Can I work in the U.S. on an F-1 visa? ▼
F-1 visa holders can work on-campus up to 20 hours per week during the academic term and full-time during breaks. Off-campus work requires authorization through Curricular Practical Training (CPT) during the program or Optional Practical Training (OPT) after graduation. Unauthorized employment is a visa violation that results in termination of status and potential removal from the U.S.
What happens if I'm denied an F-1 visa? ▼
If you're denied under Section 214(b), you'll receive a written explanation stating you did not overcome the presumption of immigrant intent. You can reapply at any time, but you must address the reason for the refusal with new evidence or changed circumstances. If denied under another section (such as 212(a) for prior immigration violations), you may need to apply for a waiver before reapplying. The refusal stays on your record and will be visible to consular officers in future applications.
Should I hire an immigration attorney for F-1 visa preparation? ▼
Most F-1 applicants with straightforward cases — strong academic records, clear funding, solid home-country ties, and no prior visa issues — can prepare independently using the guidance provided by the university and the State Department.
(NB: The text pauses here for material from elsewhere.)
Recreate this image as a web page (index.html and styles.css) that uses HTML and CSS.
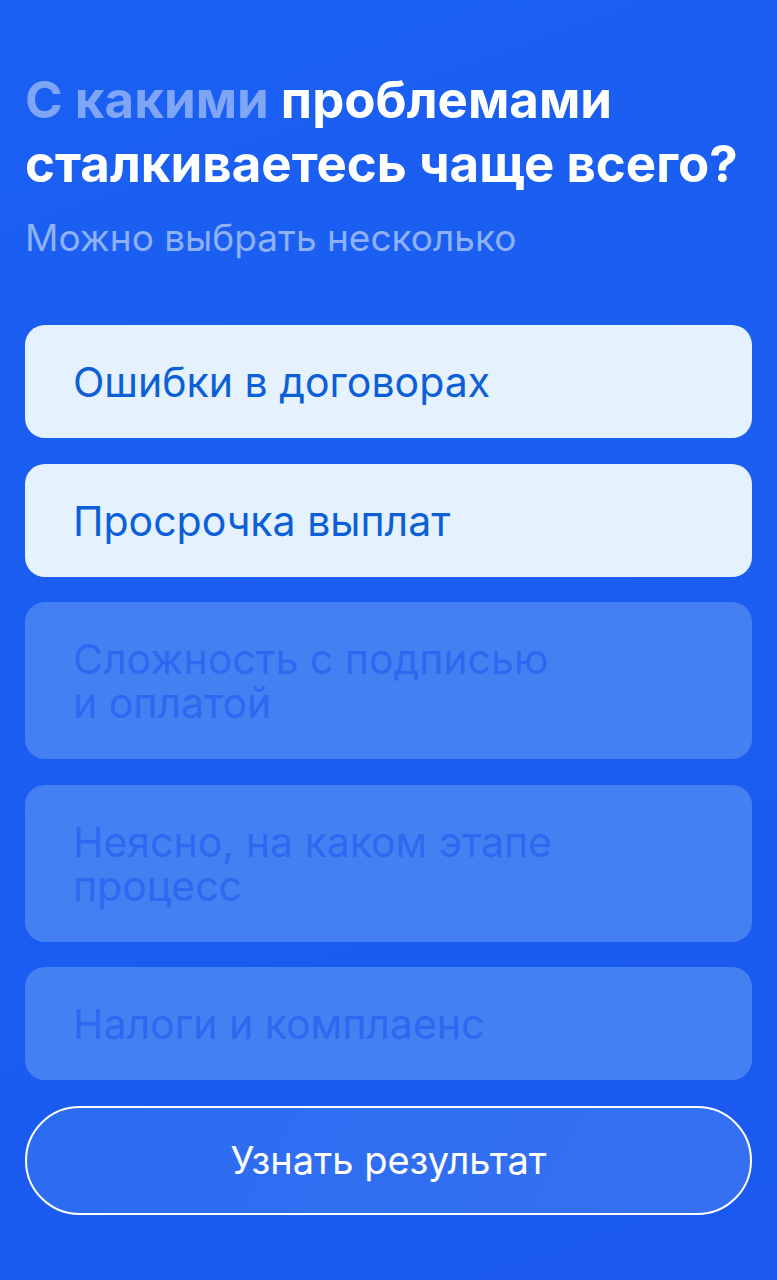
FILE: index.html
```html
<!DOCTYPE html>
<html lang="ru">
<head>
    <meta charset="UTF-8">
    <title>Квиз</title>
    <link rel="stylesheet" href="styles.css">
</head>
<body>
    <div class="quiz">
        <h1 class="title"><span class="muted">С какими</span> проблемами сталкиваетесь чаще всего?</h1>
        <p class="hint">Можно выбрать несколько</p>

        <!-- Варианты ответа -->
        <div class="options">
            <div class="option selected">Ошибки в договорах</div>
            <div class="option selected">Просрочка выплат</div>
            <div class="option">Сложность с подписью<br>и оплатой</div>
            <div class="option">Неясно, на каком этапе<br>процесс</div>
            <div class="option">Налоги и комплаенс</div>
            <button class="result-btn">Узнать результат</button>
        </div>
    </div>
</body>
</html>
```

FILE: styles.css
```css
html, body {
    margin: 0;
    padding: 0;
}
body {
    font-family: Inter, "Noto Sans", sans-serif;
    background: linear-gradient(160deg, #1a60f2 0%, #1b5df0 60%, #1a58ef 100%);
    min-height: 1280px;
}
.quiz {
    padding: 68px 25px 0;
}
.title {
    margin: 0;
    font-size: 51px;
    line-height: 64px;
    font-weight: 700;
    color: #fff;
}
.title .muted {
    color: #7fa5f6;
}
.hint {
    margin: 22px 0 0;
    font-size: 37px;
    line-height: 40px;
    color: #8eb1f7;
}
.options {
    margin-top: 67px;
    display: flex;
    flex-direction: column;
    gap: 25.5px;
}
.option {
    background-color: #4580f3;
    color: #2b6af0;
    border-radius: 20px;
    padding: 35px 48px 34px;
    font-size: 41px;
    line-height: 44px;
}
.option.selected {
    background-color: #e6f1fe;
    color: #0b5fd7;
}
.result-btn {
    height: 109px;
    border: 2px solid #fff;
    border-radius: 55px;
    background: linear-gradient(120deg, #2b6cf1, #3570f2);
    color: #fff;
    font-family: Inter, "Noto Sans", sans-serif;
    font-size: 38px;
    cursor: pointer;
}
```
However, if you have red flags in your profile (prior visa refusals, weak home-country ties, funding inconsistencies, program-career mismatches, or prior immigration violations), consulting an immigration attorney improves your preparation and reduces refusal risk.
How specific do I need to be about my post-graduation plans? ▼
You must be specific enough that the consular officer can assess whether your plan is plausible and requires you to return home. Generic statements like 'I want to help my country develop' are insufficient. You need to name a sector, ideally a specific employer or government initiative, and explain why the U.S. degree is necessary to participate in that opportunity. Bring documentation — a labor market report, an employer letter, or a ministry publication — that proves the demand exists.